The table below lists the most important features in the final classifier. The dominance of physics-based metrics (Template Matching, Power Law Error) over simple shape metrics shows the model is learning the physical signature of tidal disruption.

Rank Feature Description
1 template_chisq_tde Goodness-of-fit against a normalized TDE shape template.
2 negative_flux_fraction Robust noise metric, distinguishes real transients from artifacts.
3 duty_cycle Percentage of survey time the object was active (distinguishes AGN).
4 tde_power_law_error Raw error of the $t^{-5/3}$ power law fit.
5 log_tde_error Log-space error of the $t^{-5/3}$ power law fit.
6 robust_duration Time span between 10th and 90th flux percentiles.
7 percentile_ratio_80_max Shape metric identifying "plateaus" vs. "peaks".
8 ls_wave Gaussian Process spectral coherence length scale.
9 total_radiated_energy Integrated bolometric luminosity proxy.
10 compactness Ratio of integrated flux area to peak flux (distinguishes blocky vs. peaked shapes).

Handling Imbalance

  • Stratified Cross-Validation: Ensuring representative distributions of TDEs in every training fold.
  • Dynamic Class Weighting: The scale_pos_weight parameter is calculated dynamically for each fold ($N_{negative} / N_{positive}$) to penalize false negatives.

References

  • Bhardwaj, K., et al. (2025).

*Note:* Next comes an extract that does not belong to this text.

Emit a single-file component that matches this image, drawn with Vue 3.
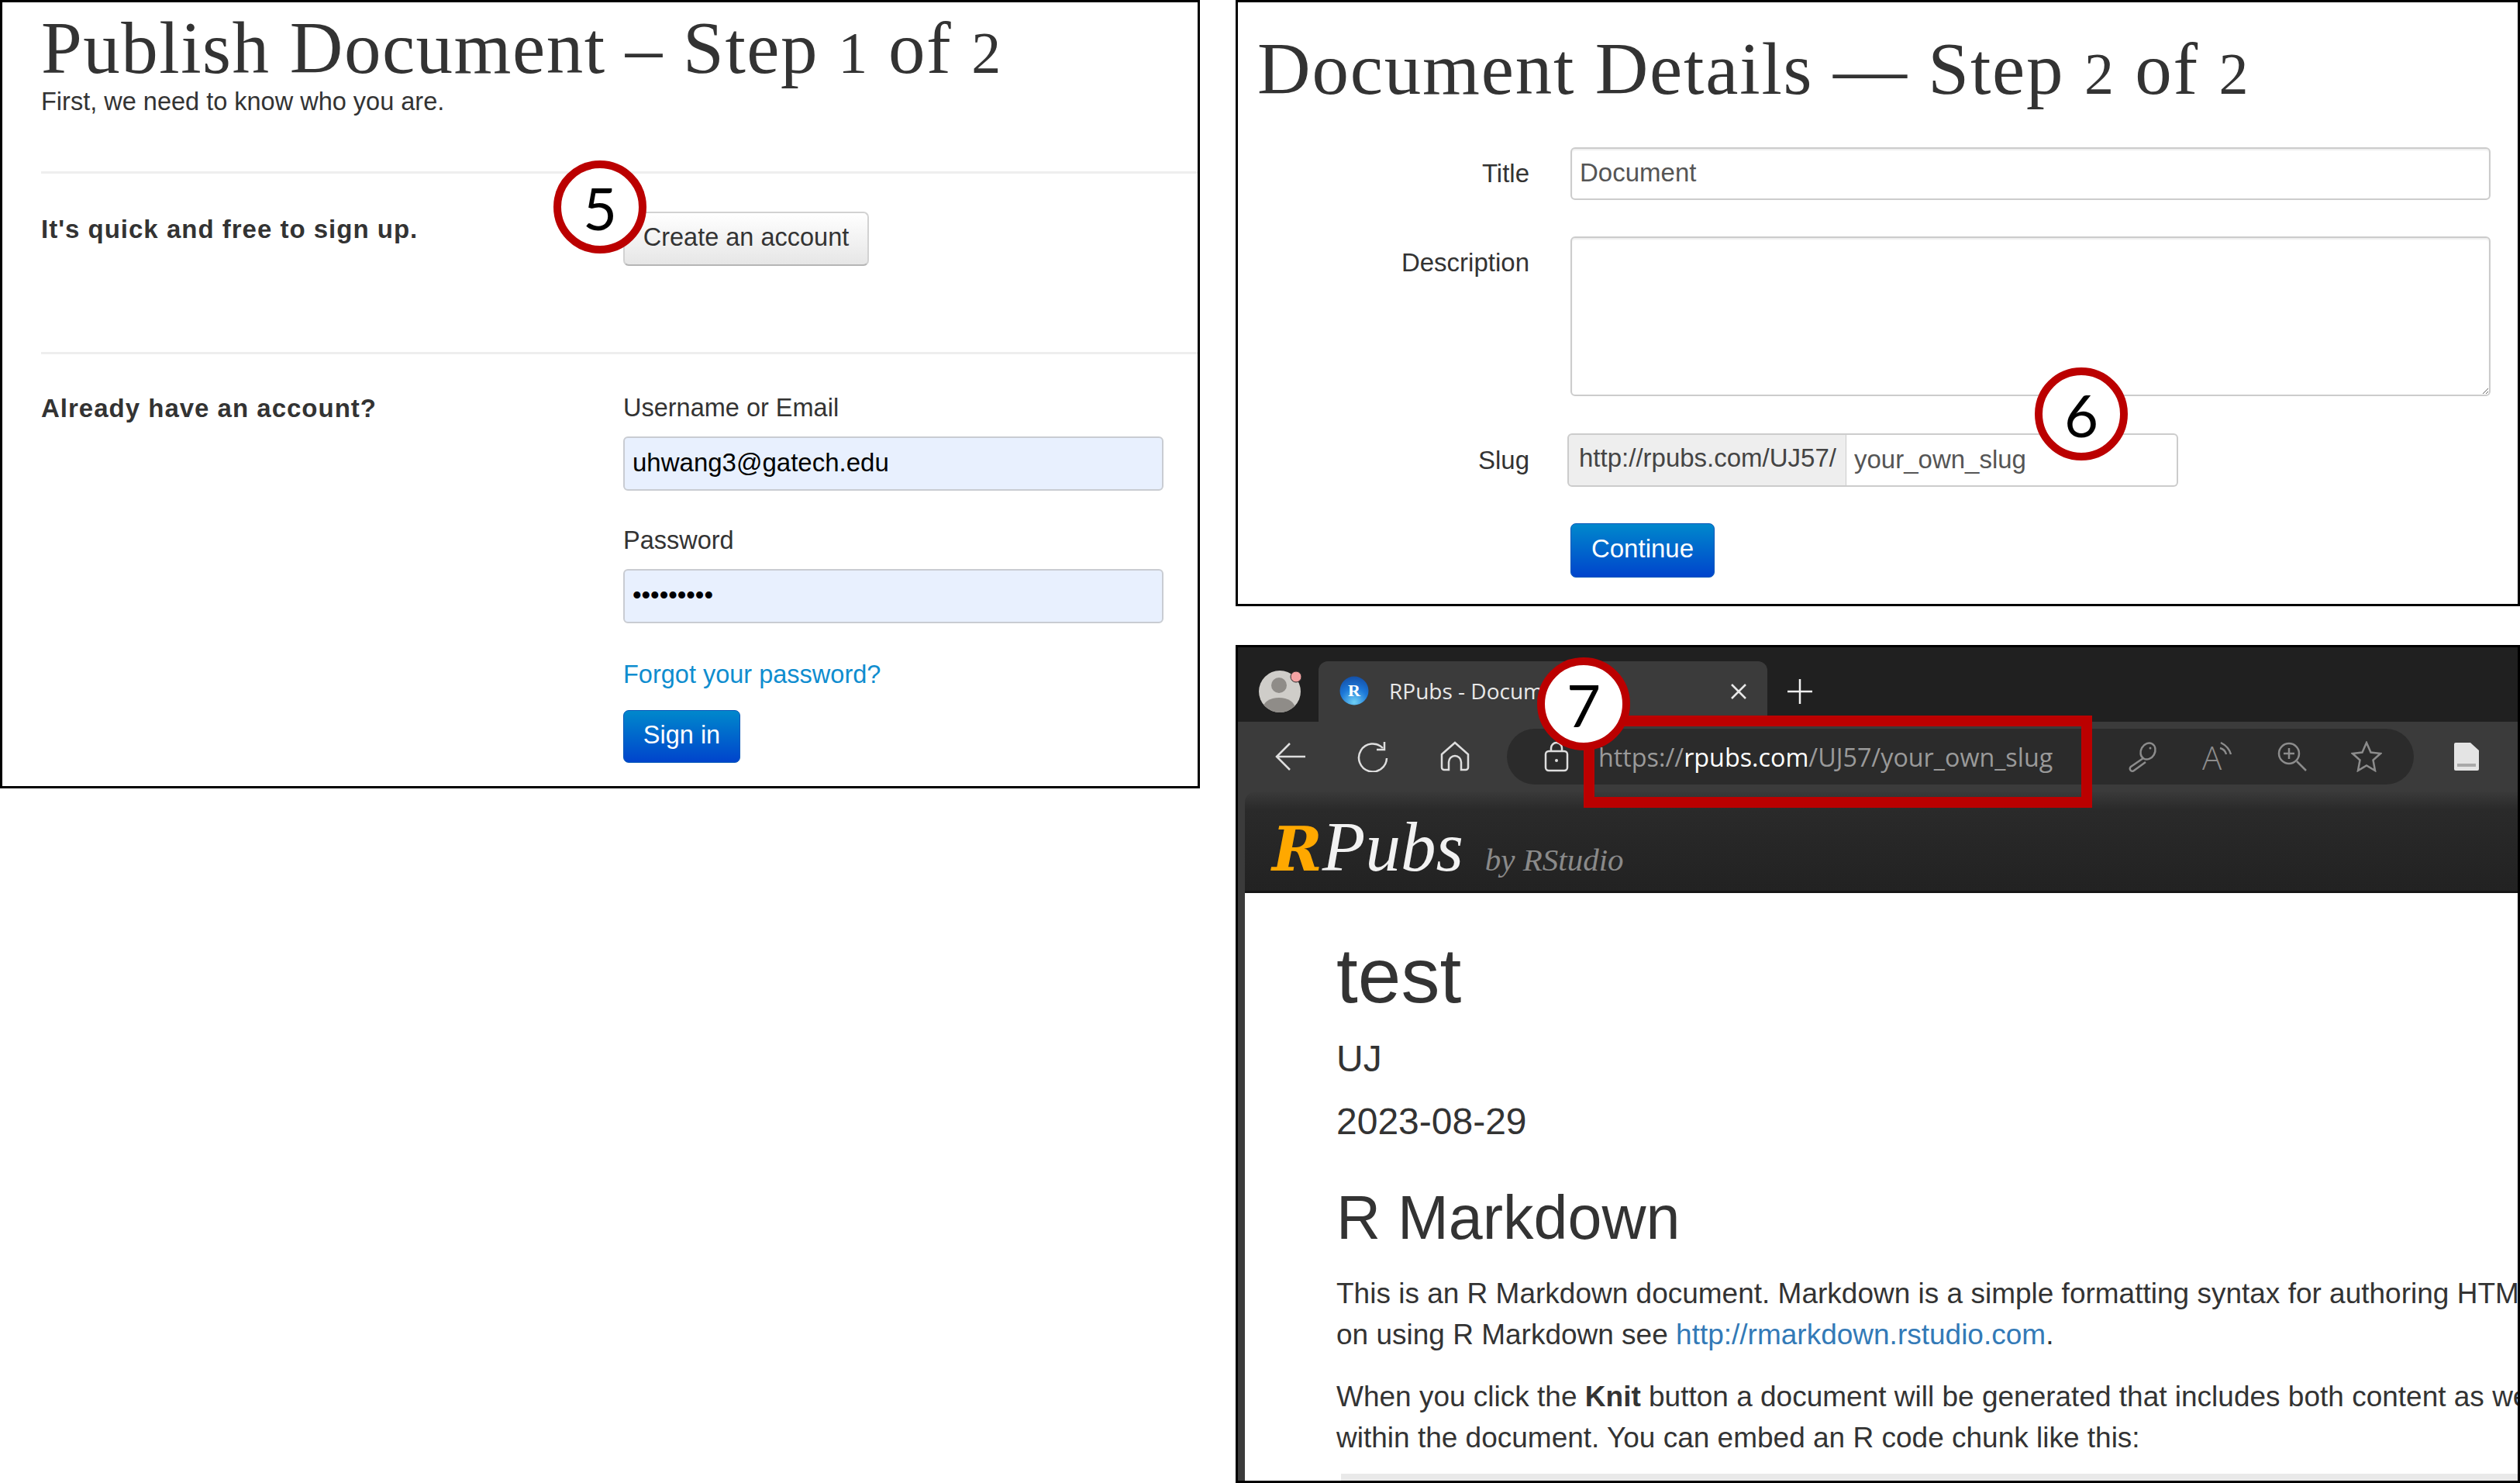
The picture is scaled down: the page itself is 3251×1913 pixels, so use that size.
<script setup>
import { reactive } from 'vue'

const login = reactive({ email: 'uhwang3@gatech.edu', password: 'secret123' })
const details = reactive({ title: 'Document', description: '', slug: 'your_own_slug' })
</script>

<template>
  <div class="sheet">
    <section class="panel publish">
      <h1 class="slab">Publish Document – Step <span class="num">1</span> of <span class="num">2</span></h1>
      <p class="lead">First, we need to know who you are.</p>

      <div class="row signup">
        <strong>It's quick and free to sign up.</strong>
        <div><button class="btn">Create an account</button></div>
      </div>

      <div class="row signin">
        <strong>Already have an account?</strong>
        <form class="login" @submit.prevent>
          <label for="email">Username or Email</label>
          <input id="email" v-model="login.email" class="filled" type="text" />
          <label for="pass" class="pass-label">Password</label>
          <input id="pass" v-model="login.password" class="filled pass" type="password" />
          <a class="forgot" href="#">Forgot your password?</a>
          <button class="btn primary">Sign in</button>
        </form>
      </div>
    </section>

    <div class="right">
      <section class="panel details">
        <h1 class="slab">Document Details — Step <span class="num">2</span> of <span class="num">2</span></h1>
        <form class="fields" @submit.prevent>
          <label for="title">Title</label>
          <input id="title" v-model="details.title" class="plain" type="text" />

          <label for="desc" class="desc-label">Description</label>
          <textarea id="desc" v-model="details.description" class="plain area"></textarea>

          <label for="slug">Slug</label>
          <div class="slug-group">
            <span class="addon">http://rpubs.com/UJ57/</span>
            <input id="slug" v-model="details.slug" class="slug" type="text" />
          </div>

          <span></span>
          <div><button class="btn primary continue">Continue</button></div>
        </form>
      </section>

      <section class="panel browser">
        <div class="tabstrip">
          <svg class="avatar" viewBox="0 0 56 56">
            <clipPath id="avatar-clip"><circle cx="28" cy="28" r="27" /></clipPath>
            <circle cx="28" cy="28" r="27" fill="#cfcdc9" />
            <g clip-path="url(#avatar-clip)" fill="#8f8c88">
              <circle cx="27" cy="20" r="10" />
              <ellipse cx="27" cy="50" rx="21" ry="14" />
            </g>
            <circle cx="49" cy="9" r="7" fill="#f4a3a3" stroke="#2a2a2a" stroke-width="1" />
          </svg>
          <div class="tab">
            <svg class="favicon" viewBox="0 0 38 38">
              <defs>
                <radialGradient id="fav" cx="50%" cy="90%" r="90%">
                  <stop offset="0" stop-color="#6fd0f5" />
                  <stop offset="0.55" stop-color="#1c78d8" />
                  <stop offset="1" stop-color="#1450a8" />
                </radialGradient>
              </defs>
              <circle cx="19" cy="19" r="18.5" fill="url(#fav)" />
              <text x="19" y="26" text-anchor="middle" class="fav-r">R</text>
            </svg>
            <span class="tab-title">RPubs - Document</span>
            <svg class="tab-close" viewBox="0 0 24 24">
              <path d="M3 3l18 18M21 3L3 21" />
            </svg>
          </div>
          <svg class="new-tab" viewBox="0 0 34 34"><path d="M17 1v32M1 17h32" /></svg>
        </div>

        <div class="toolbar">
          <svg class="tool" viewBox="0 0 40 40"><path d="M39 20H2M19 3L2 20l17 17" /></svg>
          <svg class="tool" viewBox="0 0 40 40">
            <path d="M33 9A18 18 0 1 0 38 22" />
            <path d="M35 1v10H25" />
          </svg>
          <svg class="tool" viewBox="0 0 40 40">
            <path d="M3 17L20 2l17 15v17a3 3 0 0 1-3 3h-6V27a8 8 0 0 0-16 0v10H6a3 3 0 0 1-3-3Z" />
          </svg>
          <div class="omnibox">
            <svg class="tool lock" viewBox="0 0 40 40">
              <rect x="6" y="13" width="28" height="25" rx="4" />
              <path d="M13 13V9a7 7 0 0 1 14 0v4" />
              <circle class="dot" cx="20" cy="25" r="2" />
            </svg>
            <span class="url"><span class="dim">https://</span>rpubs.com<span class="dim">/UJ57/your_own_slug</span></span>
            <svg class="tool muted push" viewBox="0 0 40 40">
              <ellipse cx="26" cy="13" rx="9" ry="11" transform="rotate(30 26 13)" />
              <circle class="dot" cx="29" cy="9" r="1.5" />
              <path d="M20 22L4 33a3 3 0 0 0 4 5l15-11" />
            </svg>
            <svg class="tool muted" viewBox="0 0 40 40">
              <text x="0" y="37" class="read-a">A</text>
              <path d="M24 2c6 3 11 8 13 15M23 9c4 1 7 4 8 8" />
            </svg>
            <svg class="tool muted" viewBox="0 0 40 40">
              <circle cx="16" cy="16" r="13" />
              <path d="M16 9v14M9 16h14M26 26l12 12" />
            </svg>
            <svg class="tool muted" viewBox="0 0 40 40">
              <path d="M20 2l5.5 12.5L38 16l-9.5 8.5L31 38l-11-6.500L9 38l2.500-13.500L2 16l12.500-1.500Z" />
            </svg>
          </div>
          <svg class="doc-icon" viewBox="0 0 34 38">
            <path d="M1 3a2 2 0 0 1 2-2h19l11 10v24a2 2 0 0 1-2 2H3a2 2 0 0 1-2-2Z" fill="#e4e4e4" />
            <rect x="5" y="28" width="24" height="4" fill="#a9a9a9" />
          </svg>
        </div>

        <div class="site">
          <header class="site-bar">
            <span class="brand"><b>R</b>Pubs</span>
            <span class="by">by RStudio</span>
          </header>
          <article class="doc">
            <h1>test</h1>
            <h4 class="author">UJ</h4>
            <h4 class="date">2023-08-29</h4>
            <h2>R Markdown</h2>
            <p>This is an R Markdown document. Markdown is a simple formatting syntax for authoring HTML, PDF,
              <br />on using R Markdown see <a href="#">http://rmarkdown.rstudio.com</a>.</p>
            <p class="last">When you click the <b>Knit</b> button a document will be generated that includes both content as well as
              <br />within the document. You can embed an R code chunk like this:</p>
            <div class="code"></div>
          </article>
        </div>
      </section>
    </div>

    <!-- callouts drawn on top of the screenshots -->
    <div class="callout c5">5</div>
    <div class="callout c6">6</div>
    <div class="url-box"></div>
    <div class="callout c7">7</div>
  </div>
</template>

<style>
html,
body {
  margin: 0;
  background: #fff;
  overflow: hidden;
}
</style>

<style scoped>
.sheet {
  position: relative;
  display: grid;
  grid-template-columns: 1548px 1657px;
  column-gap: 46px;
  align-items: start;
  width: 3251px;
  height: 1913px;
  background: #fff;
  color: #333;
  font-family: "Liberation Sans", Arial, sans-serif;
  font-size: 32.5px;
}

.panel {
  box-sizing: border-box;
  border: 3px solid #000;
  overflow: hidden;
}

.slab {
  margin: 0;
  font-family: "Liberation Serif", serif;
  font-weight: 400;
  font-size: 95px;
  line-height: 96px;
  letter-spacing: 1.5px;
  color: #333;
  white-space: nowrap;
}

.slab .num {
  font-size: 76px;
}

/* left: publish step 1 */
.publish {
  height: 1017px;
  padding-left: 50px;
}

.publish .slab {
  margin-top: 11px;
}

.lead {
  margin: -2px 0 0;
  line-height: 34px;
}

.row {
  display: grid;
  grid-template-columns: 751px 697px;
  border-top: 3px solid #eee;
}

.row strong {
  line-height: 42px;
  font-size: 33px;
  letter-spacing: 1px;
}

.signup {
  margin-top: 73px;
  height: 233px;
  padding-top: 49px;
  box-sizing: border-box;
}

.signup strong {
  padding-top: 2px;
}

.signin {
  padding-top: 49px;
}

.login {
  display: flex;
  flex-direction: column;
  align-items: flex-start;
}

.login label {
  line-height: 40px;
  margin-bottom: 17px;
}

.login .pass-label {
  margin-top: 44px;
  margin-bottom: 17px;
}

.filled {
  box-sizing: border-box;
  width: 697px;
  height: 70px;
  padding: 0 10px 2px;
  border: 2px solid #c9ccd2;
  border-radius: 6px;
  background: #e8f0fe;
  color: #000;
  font: 33px "Liberation Sans", Arial, sans-serif;
  outline: none;
}

.forgot {
  margin-top: 46px;
  color: #0f8dcf;
  line-height: 40px;
  text-decoration: none;
}

.btn {
  box-sizing: border-box;
  width: 317px;
  height: 70px;
  padding: 0 0 4px;
  border: 2px solid #d2d2d2;
  border-bottom-color: #b5b5b5;
  border-radius: 7px;
  background: linear-gradient(#ffffff, #e6e6e6);
  color: #333;
  font: 32.5px "Liberation Sans", Arial, sans-serif;
}

.btn.primary {
  border: 1px solid #0055b8;
  background: linear-gradient(#0088cc, #0044cc);
  color: #fff;
}

.login .primary {
  margin-top: 26px;
  width: 151px;
  height: 68px;
}

/* right: details step 2 */
.right {
  display: flex;
  flex-direction: column;
  gap: 50px;
}

.details {
  height: 782px;
  font-size: 33px;
}

.details .slab {
  margin: 38px 0 0 25px;
  letter-spacing: 1.8px;
}

.fields {
  display: grid;
  grid-template-columns: 376px 1187px;
  column-gap: 53px;
  margin-top: 47px;
}

.fields label {
  justify-self: end;
  line-height: 40px;
  align-self: center;
}

.fields .desc-label {
  align-self: start;
  padding-top: 61px;
}

.plain {
  box-sizing: border-box;
  width: 100%;
  height: 68px;
  padding: 0 10px 2px;
  border: 2px solid #ccc;
  border-radius: 6px;
  background: #fff;
  color: #555;
  font: 33px "Liberation Sans", Arial, sans-serif;
  box-shadow: inset 0 2px 2px rgba(0, 0, 0, 0.07);
  outline: none;
}

.area {
  display: block;
  height: 206px;
  margin: 47px 0 48px;
  padding: 8px 10px;
}

.slug-group {
  display: flex;
  margin-left: -4px;
  height: 69px;
}

.addon {
  box-sizing: border-box;
  width: 360px;
  padding-left: 13px;
  border: 2px solid #ccc;
  border-right-width: 1px;
  border-radius: 6px 0 0 6px;
  background: #eee;
  color: #444;
  line-height: 60px;
  white-space: nowrap;
  overflow: hidden;
}

.slug {
  box-sizing: border-box;
  width: 428px;
  padding: 0 10px 2px;
  border: 2px solid #ccc;
  border-left: 0;
  border-radius: 0 6px 6px 0;
  color: #555;
  font: 33px "Liberation Sans", Arial, sans-serif;
  outline: none;
}

.continue {
  margin-top: 47px;
  width: 186px;
  height: 70px;
  font-size: 33px;
}

/* right: browser shot */
.browser {
  display: flex;
  flex-direction: column;
  height: 1081px;
  background: #3b3b3b;
}

.tabstrip {
  display: flex;
  align-items: flex-end;
  flex: none;
  height: 96px;
  background: #202020;
}

.avatar {
  flex: none;
  width: 56px;
  height: 56px;
  margin: 0 22px 11px 26px;
}

.tab {
  display: flex;
  align-items: center;
  box-sizing: border-box;
  width: 579px;
  height: 78px;
  padding: 0 25px 0 27px;
  background: #3b3b3b;
  border-radius: 12px 12px 0 0;
}

.favicon {
  flex: none;
  width: 38px;
  height: 38px;
  margin-bottom: 2px;
}

.fav-r {
  font: 700 22px "Liberation Serif", serif;
  fill: #fff;
}

.tab-title {
  flex: 1;
  margin: 0 0 2px 26px;
  color: #e8e8e8;
  font: 28px "Open Sans", sans-serif;
  white-space: nowrap;
  overflow: hidden;
}

.tab-close {
  flex: none;
  width: 24px;
  height: 24px;
  fill: none;
  stroke: #e8e8e8;
  stroke-width: 2.5;
}

.new-tab {
  flex: none;
  width: 34px;
  height: 34px;
  margin: 0 0 22px 25px;
  fill: none;
  stroke: #f0f0f0;
  stroke-width: 2.5;
}

.toolbar {
  display: flex;
  align-items: center;
  flex: none;
  gap: 66px;
  height: 90px;
  padding-left: 48px;
}

.tool {
  flex: none;
  width: 40px;
  height: 40px;
  fill: none;
  stroke: #dedede;
  stroke-width: 2.5;
}

.tool .dot {
  fill: #dedede;
  stroke: none;
}

.muted {
  stroke: #8c8c8c;
}

.muted .dot {
  fill: #8c8c8c;
}

.read-a {
  font: 300 42px "Open Sans", sans-serif;
  fill: #8c8c8c;
  stroke: none;
}

.omnibox {
  display: flex;
  align-items: center;
  flex: none;
  box-sizing: border-box;
  width: 1170px;
  height: 72px;
  margin-left: -19px;
  padding: 0 41px 0 44px;
  border-radius: 36px;
  background: #2b2b2b;
  gap: 56px;
}

.url {
  margin-left: -22px;
  color: #fff;
  font: 32.3px "Open Sans", sans-serif;
  white-space: nowrap;
}

.dim {
  color: #9a9a9a;
}

.push {
  margin-left: auto;
}

.doc-icon {
  flex: none;
  width: 34px;
  height: 38px;
  margin-left: -15px;
}

.site {
  flex: 1;
  display: flex;
  flex-direction: column;
  min-height: 0;
  margin-left: 9px;
}

.site-bar {
  display: flex;
  align-items: baseline;
  flex: none;
  gap: 28px;
  box-sizing: border-box;
  height: 131px;
  padding: 22px 0 0 35px;
  border-bottom: 3px solid #151515;
  border-radius: 14px 0 0 0;
  background: linear-gradient(#3a3a3a, #2a2a2a 18%, #222);
}

.brand {
  color: #f2f2f2;
  font: italic 400 91px/100px "Liberation Serif", serif;
}

.brand b {
  color: #ffa800;
  font-family: "DejaVu Serif", serif;
  font-size: 78px;
}

.by {
  color: #8a8a8a;
  font: italic 400 41px "Liberation Serif", serif;
}

.doc {
  flex: 1;
  min-height: 0;
  padding: 0 0 0 118px;
  background: #fff;
  color: #333;
  font-size: 37px;
  line-height: 53px;
  white-space: nowrap;
  overflow: hidden;
}

.doc h1 {
  margin: 51px 0 0;
  font-weight: 400;
  font-size: 100px;
  line-height: 110px;
}

.doc h4 {
  margin: 0;
  font-weight: 400;
  font-size: 48px;
  line-height: 56px;
}

.doc .author {
  margin-top: 25px;
}

.doc .date {
  margin-top: 25px;
}

.doc h2 {
  margin: 51px 0 0;
  font-weight: 400;
  font-size: 79px;
  line-height: 90px;
}

.doc p {
  margin: 0 0 27px;
}

.doc h2 + p {
  margin-top: 26px;
}

.doc p.last {
  margin-bottom: 20px;
}

.doc a {
  color: #337ab7;
  text-decoration: none;
}

.code {
  height: 20px;
  margin-left: 6px;
  background: #e9e9e9;
}

/* callouts */
.callout {
  position: absolute;
  box-sizing: border-box;
  display: flex;
  align-items: center;
  justify-content: center;
  width: 120px;
  height: 120px;
  border: 10px solid #bb0000;
  border-radius: 50%;
  background: #fff;
  color: #000;
  font: 76px "Lato", sans-serif;
}

.c5 {
  left: 714px;
  top: 207px;
}

.c6 {
  left: 2625px;
  top: 474px;
}

.c7 {
  left: 1983px;
  top: 848px;
}

.url-box {
  position: absolute;
  left: 2043px;
  top: 923px;
  box-sizing: border-box;
  width: 656px;
  height: 119px;
  border: 14px solid #bb0000;
}
</style>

A photometric classifier for tidal disruption events in Rubin LSST. Astronomy & Astrophysics.
  • van Velzen, S., et al. (2021). Optical-Ultraviolet Tidal Disruption Events. Space Science Reviews.
  • Gezari, S. (2021). Tidal Disruption Events. Annual Review of Astronomy and Astrophysics.
  • Thakur, A. (2020). Approaching (Almost) Any Machine Learning Problem. Independently Published.
  • Prokhorenkova, L., Gusev, G., Vorobev, A., Dorogush, A. V., & Gulin, A. (2018). CatBoost: unbiased boosting with categorical features. Advances in Neural Information Processing Systems, 31.
  • Rasmussen, C. E., & Williams, C. K. I. (2006). Gaussian Processes for Machine Learning. The MIT Press.